One of the world’s scariest tales, and probably one of the genre’s most influential. From Solomon Grundy in the late 40s, through to Man-Thing and Swamp-Thing in more recent times, the notion of a skeleton resurrected by nature and provided with flesh made from muck and filth has become very familiar to us. Of course, all those other characters were born in comic books, and were somewhat tongue-in-cheek. The main protagonist in this, the original investigation of such nightmarish possibilities, is an out-and-out monster, who embarks on a mindless and destructive rampage. A vivid and horrendous fantasy, so convincingly written that you actually believe it could happen.
First published in UNKNOWN, 1940.
Upstairs by Tananarive Due
A nameless serial killer terrorises a suburban neighbourhood. Meanwhile, a precocious but naïve little girl befriends the strange, ragged man she finds sleeping in her mom’s attic.
A real gem, this one, from the famed civil rights author, but nevertheless a protracted nightmare for the reader, who of course is completely aware of the terrible danger facing our pint-sized heroine and her adoring middle-class family. To say more would be too much of a spoiler, but it’s knife-edge tension from start to finish, and yet this tale is written in the most gentle and charming way, because it’s all from the perspective of a child who is so cute and loving that she may even win the heart of a soulless monster.
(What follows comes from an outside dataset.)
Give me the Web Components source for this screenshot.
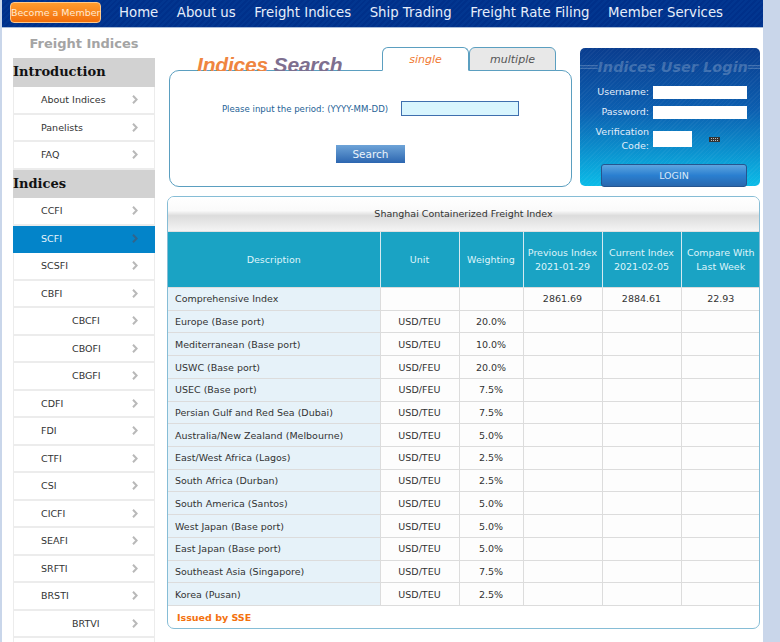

First published in VOICES FROM THE OTHER SIDE, 2006.
The River Of Night’s Dreaming by Karl Edward Wagner
A female convict escapes when her prison transport crashes, and takes refuge in a large Victorian townhouse, where a genteel lady and her beautiful maidservant promise to take good care of her.
A dark, sensual and sinister tale, wherein the comforting forces of hearth and home contrast painfully with the harshness and cruelty of the world outside. But which is reality and which is fantasy, and what happens when these two states of being overlap? In typical Wagnerian fashion, this is a gorgeously written piece, but it’s the subtle and terribly disturbing undercurrents that are most important. A masterly fusion of supernatural terror and psychological disintegration.